Now comes the culture war

  1. Somewhat lack of empathy for the people there because of their status in the crazier places of the internet.

  2. The way the vessel was built and operated embodied the SV ethos. There are reports that it was not certified or audited by anyone, that the hull testing procedures were not adequate, that the company moved fast and broke things. So right now said ethos is having torn a new one.

  3. Surfaced a recording of the CEO bragging how they don't want to hire 50 years old white guys because they are not inspiring.

To me actually 2 is the most interesting one out there - 1 is just internet being the internet, 3 - if a small error could lead to death - hire the most safety oriented, pedantic and boring people there are to design your product.

But with silicon valley moving more and more prone to overtaking the meatspace - their physical products kinda suck. From smart thermostats to fridges to whatever we actually have degradation of the experience. So I think we are in a rough ride. And the more products they make smarter or move fast - the more human lives will be at stakes.

On one hand it's hard for me to be mad as the CEO and designer of the sub was also the operator and appears to have gone down with his ship. At the same time the more I read the less surprised that something went wrong. When a former employee raised concerns about the design's safety the response seems to have been "Shut up, if you won't do what we say, we'll just hire someone else who will". Accordingly, I'm tempted to read "we don't want to hire 50 years old white guys because they are not inspiring" as we don't want to hire experienced engineers because they'll rain on your parade by questioning your brilliance and insisting on expensive things like extensive dive testing and triple redundancy on all safety-critical systems.

His comments about the old white guys are absolutely a cover for hiring cheap, impressionable fresh-outs, to his investors and possibly to himself.

But I have to wonder... is the sentiment wrong? He's absolutely correct that, if he hired experienced people, they would force him to take a maximally conservative approach. It would take many more years and millions of dollars to get to the point of taking paying passengers to sites like the wreck of the Titanic. It's easy in hindsight to see the current crisis and say it was a stupid decision, but I have previously read comments from people on The Motte lamenting that modern people are too afraid of their mortality and unwilling to take risks. I've felt it too, the desire for adventure, for glory, and lamented that the Earth now feels too small to support those things. I have a small amount of sympathy for the CEO because I think he felt the same way. He was fully aware of the risk he was taking - there is a video of him reading, without apology, the waiver signed by his customers which lays out explicitly that the submarine is experimental and could result in serious injury or death. And the fact that he was on board shows he was willing to face those potential consequences.

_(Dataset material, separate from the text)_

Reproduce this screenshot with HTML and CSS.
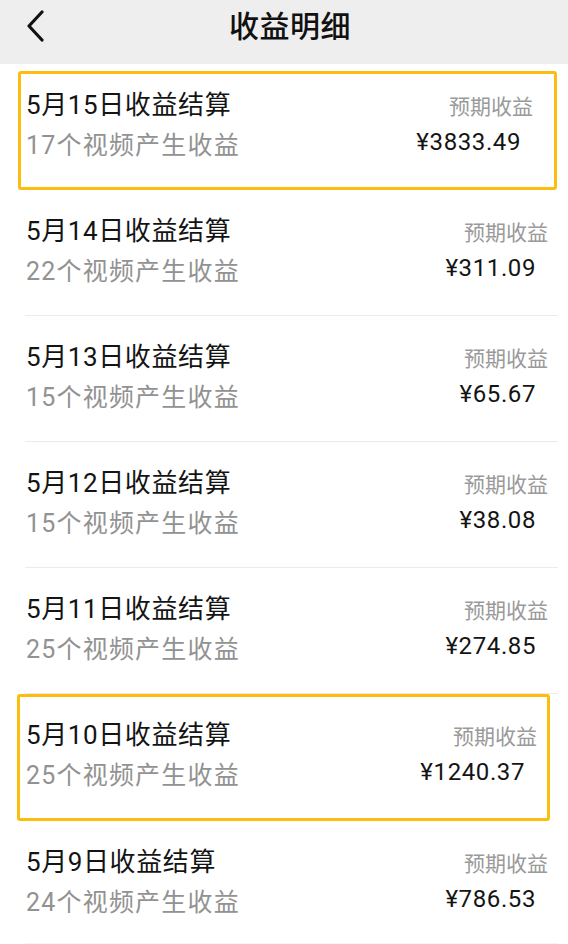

An interesting comparison is SpaceX, who have a similar approach in some ways. They hire young enthusiastic engineers and take a "move fast and break things" approach, which has resulted in spectacular failures. The devil is in the details, of course. Most obviously, the launches which carry the most risk don't have any passengers on board. There are also industry veterans among their ranks, and the young engineers are selected from the top of their class. OceanGate reportedly hired a graduate who was considered qualified because they were a surfer.

Ultimately, I don't refute the popular sentiment. This guy and his company were not smart and they've suffered the consequences. However, part of me is saddened that future submariners will have to live in this man's shadow, partially for better but mostly for worse.

This is only tangentially related, but just today I watched this year's instalment of John Wick, and the episode's smug asshole discharged how he doesn't believe in second chances, because those are for the men who fail. The obvious to me rejoinder is that if you select for men who never fail, over a long enough timeline you will end up with people who never do anything at all. And looking at our real world, what outside of the digital realm has been done in half a century?